China has the world’s largest number of football fans but to date hasn’t fully exploited its potential either on the football pitch or on the business side of sport as a whole organic market.
Sports policy shift
Back in March the Chinese government announced its reform plan to improve the country’s approach to sport, beginning with football. In August, a supportive plan issued by the State Council separated the Chinese Football Association (CFA), the governing body of football in China, from the General Administration of Sports of China.
Now a further move has been made in response to the CFA reform plan of last August, requesting the CFA to reduce the number of personnel from governmental administrative departments and introduce more people from professional soccer leagues and from the economic and legal fields.
Under the proposal, the CFA suggested cutting the number of vice-chairpersons from four to three, while financier Li Ruigang and former athlete and coach Gao Hongbo were nominated as members of the executive committee. The proposal was reviewed and finally approved by The General Assembly of the CFA at a press conference held this afternoon.
"Introducing professionals into the CFA could help smooth soccer reform. Previously, many officials with little work experience in soccer were appointed to the CFA," Wang Dazhao, a Beijing-based sports commentator, said.
This is just the beginning of China’s sporting revolution with the aim of growing Chinese sport into a 5 trillion-yuan business by 2025 and making China a footballing superpower.
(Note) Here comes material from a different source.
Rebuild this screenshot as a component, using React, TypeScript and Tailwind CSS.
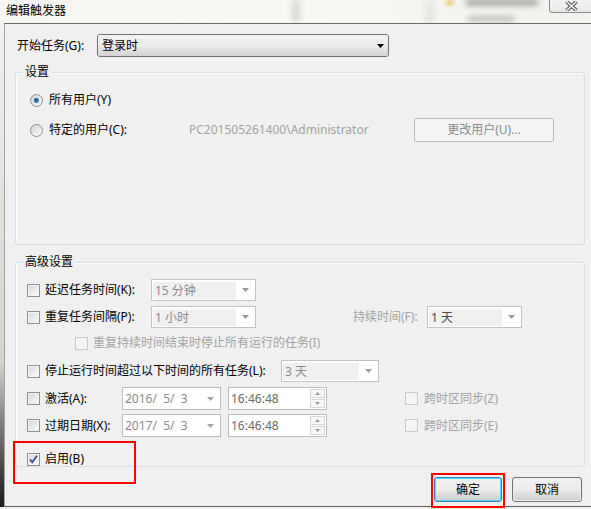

Other related plans also have been put in place to put China firmly on the football map, including investment in the grassroots game with 20,000 special football schools to be built within a decade.
With the support from governmental level, many Chinese investors have outlined plans to make their contribution to the ambitious plan.
Heavy investment by Chinese conglomerates
Alibaba’s partnership with FIFA for the Club World Cup is the latest move made by a Chinese company to give China a big presence on the global stage. The Chinese e-commerce giant first involvement in the football business can be tracked back to last year when Jack Ma, the founder of the Alibaba Group, bought a 50% stake in CSL (Chinese Super League) champions Guangzhou Evergrande Football Club for a reported 1.2 billion yuan. In September this year, Alibaba, together with Sina and Yunfeng Capital, announced the set-up of Alibaba Sports Group, with the intention of transforming China’s Sports industry through internet-enabled technologies.
Other big investments include CMC’s decision to acquire a 13% stake in Manchester City’s parent company City Football Group and Wanda’s establishment of a sport unit after their significant acquisition of Infront Sports & Media and the World Triathlon Corporation (WTC).
Certainly, all those great moves will give Chinese sport a louder voice across the world and help China achieve sporting success in the future.